Did you know that the site where Paris exists has been inhabited for more than 700,000 years ? Does Lutetia sound like a precursor to the city that we know as Paris today ? Did you ever walk by Cluny la Sorbonne without giving a second look to the Roman baths that have existed there for close to 20 centuries ?


Plan de Lutèce



From the earlier historical records, Lutetia (French 'Lutèce') is the ancestor of present day Paris from the pre-Roman and Gallic-Roman times around 52 BC. The Roman 'battle of Lutetia' happened around the area of ile-de-la-cité. At that time, the area was inhabited by the 'Parisii'- a Gallic boatsmen tribe. After conquering the area, Romans built the city on the left banks of the river on what is now Sainte-Geneviève hill (Montagne Sainte-Geneviève) near Panthéon. The city model was akin to other cities of the Roman Empire.The Roman urbanisation pattern can still be traced as rue Saint-Martin on the Right bank and rue Saint-Jacques on the left bank form the Roman main axis (cardo maximus).*


Part of the infrastructure that followed in building up the city has survived till this date. Roman baths at Cluny (near Sorbonne), the Forum (now rue Soufflot), the amphitheatre (arenas of Lutetia/ les arènes de Lutèce) and the theatre (rue Racine) bear the strength that has withstood the ravages of time. Boulevard Saint Michel, rue Saint Jacques on the left bank and rue Saint Martin, rue Saint-Denis on the right bank are historical heritage from a time gone by- these are the roads that were built in Lutetia during Roman Empire.
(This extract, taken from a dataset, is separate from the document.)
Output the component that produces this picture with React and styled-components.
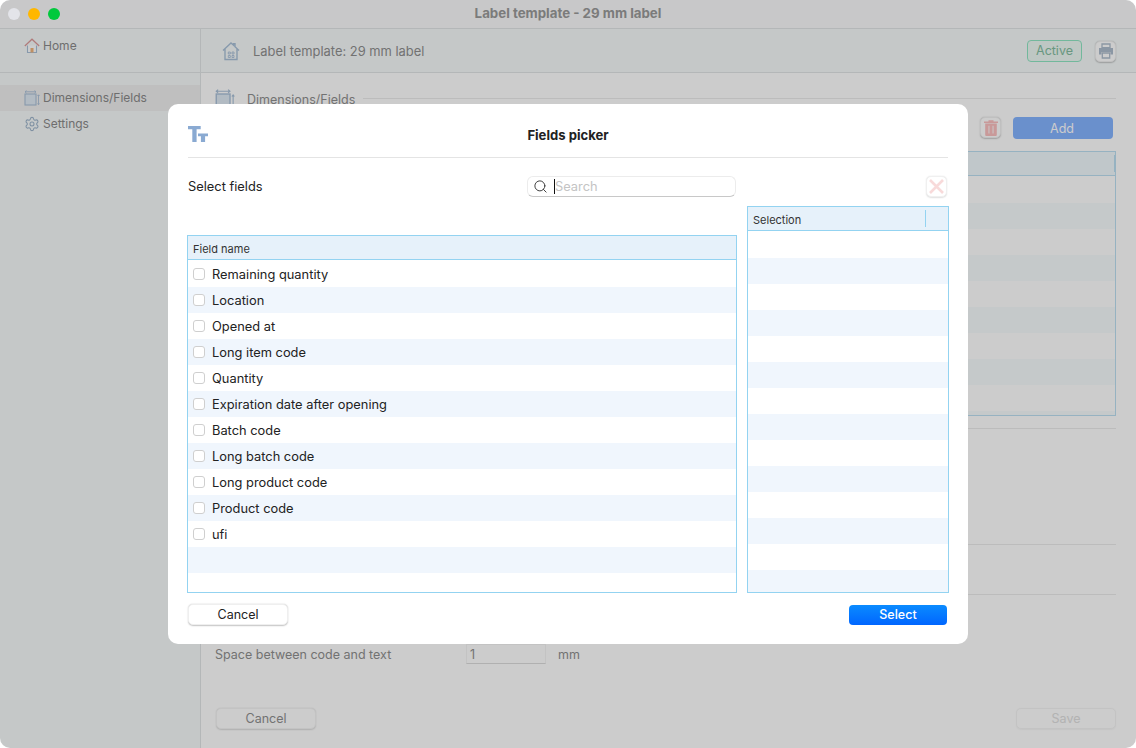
import React from "react";
import styled, { createGlobalStyle } from "styled-components";
import { Search, Settings } from "lucide-react";

const GlobalStyle = createGlobalStyle`
  html, body { margin: 0; padding: 0; background: #fff; }
  body { font-family: Inter, "Liberation Sans", sans-serif; -webkit-font-smoothing: antialiased; }
  * { box-sizing: border-box; }
`;

const FIELDS = [
  "Remaining quantity",
  "Location",
  "Opened at",
  "Long item code",
  "Quantity",
  "Expiration date after opening",
  "Batch code",
  "Long batch code",
  "Long product code",
  "Product code",
  "ufi",
  "",
  "",
];

const Window = styled.div`
  position: relative;
  width: 1136px;
  height: 748px;
  border-radius: 10px;
  overflow: hidden;
  background: #fff;
  display: flex;
  flex-direction: column;
`;

const TitleBar = styled.div`
  height: 29px;
  flex: none;
  background: #fafbfc;
  border-bottom: 1px solid #e2e5e6;
  display: flex;
  align-items: center;
  justify-content: center;
  position: relative;
  font-size: 13.3px;
  font-weight: 700;
  color: #9a9a9a;
  padding-bottom: 2px;
`;

const Lights = styled.div`
  position: absolute;
  z-index: 2;
  left: 8px;
  top: 8px;
  display: flex;
  gap: 8px;
`;

const Light = styled.span`
  width: 12px;
  height: 12px;
  border-radius: 50%;
  background: ${(p) => p.$color};
`;

const Body = styled.div`
  flex: 1;
  display: flex;
  min-height: 0;
`;

const Sidebar = styled.aside`
  width: 201px;
  flex: none;
  background: #f7fbfb;
  border-right: 1px solid #e2e5e6;
  color: #8a8a8a;
  font-size: 12px;
`;

const SideTop = styled.div`
  height: 44px;
  border-bottom: 1px solid #e2e5e6;
  margin-bottom: 12px;
  padding-top: 4px;
`;

const NavRow = styled.div`
  height: 26px;
  padding-left: 24px;
  display: flex;
  align-items: center;
  gap: 3px;
  padding-bottom: 1px;
  background: ${(p) => (p.$active ? "#efefef" : "transparent")};
  svg { flex: none; }
`;

const Main = styled.main`
  flex: 1;
  min-width: 0;
  display: flex;
  flex-direction: column;
  background: #fff;
  color: #8f8f8f;
  font-size: 12.5px;
`;

const MainHeader = styled.header`
  height: 44px;
  flex: none;
  background: #f7fbfb;
  border-bottom: 1px solid #e2e5e6;
  display: flex;
  align-items: center;
  padding: 1px 20px 0 21px;
  gap: 13px;
`;

const HeaderTitle = styled.span`
  flex: 1;
  font-size: 12.9px;
`;

const ActiveBadge = styled.span`
  width: 55px;
  height: 22px;
  display: flex;
  align-items: center;
  justify-content: center;
  padding-bottom: 1px;
  border: 1px solid #8fe6c4;
  border-radius: 4px;
  background: #eef9f4;
  color: #82bda0;
`;

const IconButton = styled.button`
  width: 21px;
  height: 21px;
  padding: 0;
  display: flex;
  align-items: center;
  justify-content: center;
  background: ${(p) => p.$bg || "#fff"};
  border: 1px solid #f0f0f0;
  border-radius: 5px;
  box-shadow: 0 0.5px 1.5px rgba(0, 0, 0, ${(p) => p.$shadow || 0.22});
`;

const Content = styled.div`
  flex: 1;
  padding: 0 20px 0 14px;
  display: flex;
  flex-direction: column;
`;

const SectionHead = styled.div`
  height: 38px;
  flex: none;
  display: flex;
  align-items: center;
  gap: 12px;
  padding-top: 14px;
`;

const SectionLine = styled.span`
  flex: 1;
  height: 1px;
  background: #ececec;
  margin: -2px 0 0 -4px;
`;

const Toolbar = styled.div`
  height: 40px;
  flex: none;
  padding: 6px 3px 0 0;
  display: flex;
  justify-content: flex-end;
  gap: 12px;
`;

const AddButton = styled.button`
  width: 100px;
  height: 22px;
  border: 0;
  border-radius: 4px;
  background: #85b4ff;
  color: #fff;
  font: inherit;
  padding: 0 2px 0 0;
`;

const BackTable = styled.div`
  height: 265px;
  flex: none;
  border: 1px solid #bcdff2;
  overflow: hidden;
`;

const BackHeader = styled.div`
  height: 24px;
  background: #f0f9fd;
  border-bottom: 1px solid #bcdff2;
  display: flex;
  align-items: center;
  justify-content: flex-end;
`;

const BackSplit = styled.span`
  width: 1px;
  height: 17px;
  background: #bcdff2;
`;

const BackRow = styled.div`
  height: 26px;
  background: ${(p) => (p.$alt ? "#f7fcfd" : "#fff")};
`;

const Divider = styled.div`
  height: 1px;
  flex: none;
  background: #ececec;
  margin-top: ${(p) => p.$top}px;
`;

const SpaceRow = styled.div`
  display: flex;
  align-items: center;
  height: 20px;
  margin-top: 49px;
  flex: none;
`;

const SpaceLabel = styled.span`
  width: 251px;
`;

const SpaceInput = styled.span`
  width: 80px;
  height: 20px;
  border: 1px solid #f4f4f4;
  border-bottom-color: #dcdcdc;
  padding: 0 0 0 3px;
  display: flex;
  align-items: center;
`;

const Unit = styled.span`
  margin-left: 12px;
`;

const BackFooter = styled.div`
  display: flex;
  justify-content: space-between;
  margin-top: 44px;
  padding-left: 1px;
`;

const BackButton = styled.button`
  width: 100px;
  height: 21px;
  padding: 0;
  border: 1px solid #f4f4f4;
  border-radius: 5px;
  background: #fff;
  font: inherit;
  color: ${(p) => (p.$disabled ? "#e0e0e0" : "#8f8f8f")};
  box-shadow: 0 0.5px 1.5px rgba(0, 0, 0, ${(p) => (p.$disabled ? 0.04 : 0.14)});
`;

const Scrim = styled.div`
  position: absolute;
  inset: 0;
  background: rgba(0, 0, 0, 0.2);
`;

const Modal = styled.section`
  position: absolute;
  left: 168px;
  top: 104px;
  width: 800px;
  height: 540px;
  background: #fff;
  border-radius: 10px;
  padding: 0 19px;
  color: #222;
  font-size: 12.85px;
  display: flex;
  flex-direction: column;
`;

const ModalHeader = styled.header`
  height: 54px;
  flex: none;
  margin: 0 1px;
  border-bottom: 1px solid #e4e4e4;
  display: flex;
  align-items: center;
  justify-content: center;
  position: relative;
  font-weight: 700;
  font-size: 13.1px;
  padding-top: 8px;
  svg { position: absolute; left: 0; top: 22px; }
`;

const PickerGrid = styled.div`
  display: grid;
  grid-template-columns: 550px 202px;
  grid-template-rows: 435px;
  column-gap: 10px;
  height: 435px;
  flex: none;
`;

const LeftColumn = styled.div`
  display: flex;
  flex-direction: column;
  min-width: 0;
  min-height: 0;
`;

const RightColumn = styled.div`
  display: flex;
  flex-direction: column;
  padding-top: 18px;
  min-width: 0;
  min-height: 0;
`;

const SearchBar = styled.div`
  height: 77px;
  flex: none;
  padding: 18px 1px 0 1px;
  display: flex;
  justify-content: space-between;
  align-items: flex-start;
`;

const FieldLabel = styled.label`
  line-height: 21px;
`;

const SearchBox = styled.div`
  width: 209px;
  height: 21px;
  border: 1px solid #ececec;
  border-bottom-color: #c8c8c8;
  border-radius: 6px;
  display: flex;
  align-items: center;
  padding-left: 5px;
`;

const Caret = styled.span`
  width: 1px;
  height: 15px;
  background: #111;
  margin-left: 6px;
  flex: none;
`;

const SearchInput = styled.input`
  flex: 1;
  min-width: 0;
  border: 0;
  outline: 0;
  padding: 0;
  background: transparent;
  font: inherit;
  &::placeholder { color: #c4c4c4; opacity: 1; }
`;

const ClearWrap = styled.div`
  height: 30px;
  flex: none;
  display: flex;
  justify-content: flex-end;
  padding-right: 2px;
`;

const Table = styled.div`
  flex: 1;
  min-height: 0;
  border: 1px solid #93d3f1;
  overflow: hidden;
`;

const TableHeader = styled.div`
  height: 24px;
  background: #e6f1fa;
  border-bottom: 1px solid #93d3f1;
  display: flex;
  align-items: center;
  justify-content: space-between;
  padding: 2px 0 0 5px;
  font-size: 11px;
  color: #333;
`;

const HeaderSplit = styled.span`
  width: 1px;
  height: 17px;
  margin: -2px 22px 0 0;
  background: #93d3f1;
`;

const Row = styled.div`
  height: 26px;
  display: flex;
  align-items: center;
  gap: 7px;
  padding-left: 5px;
  background: ${(p) => (p.$alt ? "#f0f6fd" : "#fff")};
`;

const Check = styled.span`
  width: 12px;
  height: 12px;
  flex: none;
  background: #fff;
  border: 1px solid #cfcfcf;
  border-radius: 3px;
`;

const RowsPad = styled.div`
  height: 1px;
`;

const ModalFooter = styled.footer`
  display: flex;
  justify-content: space-between;
  align-items: center;
  padding: 0 2px 0 1px;
  margin-top: 11px;
  font-size: 12.5px;
`;

const CancelButton = styled.button`
  width: 100px;
  height: 21px;
  padding: 0;
  border: 1px solid #efefef;
  border-radius: 5px;
  background: #fff;
  font: inherit;
  color: #222;
  box-shadow: 0 0.5px 1.5px rgba(0, 0, 0, 0.24);
`;

const SelectButton = styled.button`
  width: 98px;
  height: 20px;
  padding: 0;
  border: 0;
  border-radius: 4px;
  background: linear-gradient(#0a8bff, #0066ff);
  color: #fff;
  font: inherit;
  font-weight: 500;
`;

function HomeIcon() {
  return (
    <svg width="16" height="16" viewBox="0 0 16 16" fill="none">
      <path d="M3.5 7.5v7h9v-7" fill="#fff" stroke="#a9c0d8" strokeWidth="1.1" />
      <path d="M.8 8 8 1.2 15.2 8" stroke="#dc9a9a" strokeWidth="1.2" />
      <rect x="6.5" y="10" width="3" height="4.5" fill="#f0b47c" />
    </svg>
  );
}

function DimensionsIcon({ size = 16 }) {
  return (
    <svg width={size} height={size} viewBox="0 0 16 16" fill="none" stroke="#a9c0d8">
      <rect x="1" y="4" width="11" height="11" fill="#dfeaf4" strokeWidth="1.1" />
      <path d="M1 1.8h11M2.5.5 1 1.8l1.5 1.3M10.5.5 12 1.8l-1.5 1.3M14.5 5v9.5M13.5 6l1-1.2 1 1.2M13.5 13.5l1 1.2 1-1.2" strokeWidth="0.9" />
    </svg>
  );
}

function TemplateIcon() {
  return (
    <svg width="18" height="20" viewBox="0 0 18 20" fill="none" stroke="#a9c0d8" strokeWidth="1.4">
      <path d="M1 9.5 9 2l2.5 2.2V2.8H13v3l4 3.7M3 8v10.5h12V8" />
      <path d="M6.3 11h2v2h-2zM10 11h2v2h-2zM6.3 14.5h2v2h-2zM10 14.5h2v2h-2z" strokeWidth="0.9" />
    </svg>
  );
}

function PrinterIcon() {
  return (
    <svg width="16" height="16" viewBox="0 0 16 16">
      <path d="M4 1h8v3.6H4z" fill="none" stroke="#aebdcd" strokeWidth="1.3" />
      <path d="M1 5h14v6.5h-2.5V9h-9v2.5H1z" fill="#aebdcd" />
      <path d="M4.3 10h7.4v5H4.3z" fill="none" stroke="#aebdcd" strokeWidth="1.3" />
    </svg>
  );
}

function TrashIcon() {
  return (
    <svg width="14" height="16" viewBox="0 0 14 16">
      <path d="M0 1.6h14v1.4H0zM4.5.3h5v1.4h-5z" fill="#fcc0c0" />
      <path d="M1.2 3.5h11.6V15a1 1 0 0 1-1 1H2.2a1 1 0 0 1-1-1z" fill="#fcc0c0" />
      <path d="M4.2 5.8h1.5v7.6H4.2zM8.3 5.8h1.5v7.6H8.3z" fill="#fde6e6" />
    </svg>
  );
}

function ClearIcon() {
  return (
    <svg width="15" height="15" viewBox="0 0 15 15" stroke="#f8dada" strokeWidth="2.6">
      <path d="M1 1l13 13M14 1 1 14" />
    </svg>
  );
}

function TextSizeIcon() {
  return (
    <svg width="20" height="16" viewBox="0 0 20 16" fill="#8aaad2">
      <path d="M0 0h12.7v3.3H8.6V16H4.3V3.3H0z" />
      <path d="M10 7.6h10v2.6h-2.9V16h-4.2v-5.8H10z" />
    </svg>
  );
}

export default function App() {
  return (
    <>
      <GlobalStyle />
      <Window>
        <TitleBar>
          <Lights>
            <Light $color="#e3e4e9" />
            <Light $color="#ffb700" />
            <Light $color="#00c93c" />
          </Lights>
          Label template - 29 mm label
        </TitleBar>
        <Body>
          <Sidebar>
            <SideTop>
              <NavRow>
                <HomeIcon />
                Home
              </NavRow>
            </SideTop>
            <NavRow $active>
              <DimensionsIcon />
              Dimensions/Fields
            </NavRow>
            <NavRow>
              <Settings size={16} color="#9fb5cb" strokeWidth={1.6} />
              Settings
            </NavRow>
          </Sidebar>
          <Main>
            <MainHeader>
              <TemplateIcon />
              <HeaderTitle>Label template: 29 mm label</HeaderTitle>
              <ActiveBadge>Active</ActiveBadge>
              <IconButton>
                <PrinterIcon />
              </IconButton>
            </MainHeader>
            <Content>
              <SectionHead>
                <DimensionsIcon size={20} />
                Dimensions/Fields
                <SectionLine />
              </SectionHead>
              <Toolbar>
                <IconButton>
                  <TrashIcon />
                </IconButton>
                <AddButton>Add</AddButton>
              </Toolbar>
              <BackTable>
                <BackHeader>
                  <BackSplit />
                </BackHeader>
                <RowsPad />
                {Array.from({ length: 10 }, (_, i) => (
                  <BackRow key={i} $alt={i % 2 === 1} />
                ))}
              </BackTable>
              <Divider $top={12} />
              <Divider $top={115} />
              <Divider $top={49} />
              <SpaceRow>
                <SpaceLabel>Space between code and text</SpaceLabel>
                <SpaceInput>1</SpaceInput>
                <Unit>mm</Unit>
              </SpaceRow>
              <BackFooter>
                <BackButton>Cancel</BackButton>
                <BackButton $disabled>Save</BackButton>
              </BackFooter>
            </Content>
          </Main>
        </Body>
        <Scrim />
        <Modal>
          <ModalHeader>
            <TextSizeIcon />
            Fields picker
          </ModalHeader>
          <PickerGrid>
            <LeftColumn>
              <SearchBar>
                <FieldLabel>Select fields</FieldLabel>
                <SearchBox>
                  <Search size={15} color="#333" strokeWidth={1.5} />
                  <Caret />
                  <SearchInput placeholder="Search" readOnly />
                </SearchBox>
              </SearchBar>
              <Table>
                <TableHeader>Field name</TableHeader>
                <RowsPad />
                {FIELDS.map((name, i) => (
                  <Row key={i} $alt={i % 2 === 1}>
                    {name && <Check />}
                    {name}
                  </Row>
                ))}
              </Table>
            </LeftColumn>
            <RightColumn>
              <ClearWrap>
                <IconButton $shadow={0.12}>
                  <ClearIcon />
                </IconButton>
              </ClearWrap>
              <Table>
                <TableHeader>
                  Selection
                  <HeaderSplit />
                </TableHeader>
                <RowsPad />
                {Array.from({ length: 14 }, (_, i) => (
                  <Row key={i} $alt={i % 2 === 1} />
                ))}
              </Table>
            </RightColumn>
          </PickerGrid>
          <ModalFooter>
            <CancelButton>Cancel</CancelButton>
            <SelectButton>Select</SelectButton>
          </ModalFooter>
        </Modal>
      </Window>
    </>
  );
}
Lutetia was developed on Roman pattern and Christianised as Saint Denis was sent to convert the Gauls in the third century. As the Bishop of the city, he invited the wrath of pagan priests by his conversions. He was beheaded around 250 AD on what was to become Montmartre (mountain of martyrs). Around 280 AD, Lutetia was invaded and destroyed by barbarian invaders. The city was named Paris around 4th Century, around the rule of Julian the apostate. It is said that nun Saint Geneviève saved Paris from the attack of Attila-the Hun in 451 AD. She was honoured as the patron saint of Paris. Her tomb is in the church of Saint-Etienne du Mont near Panthéon. Saint-Denis is also regarded as the patron saint of Paris and France.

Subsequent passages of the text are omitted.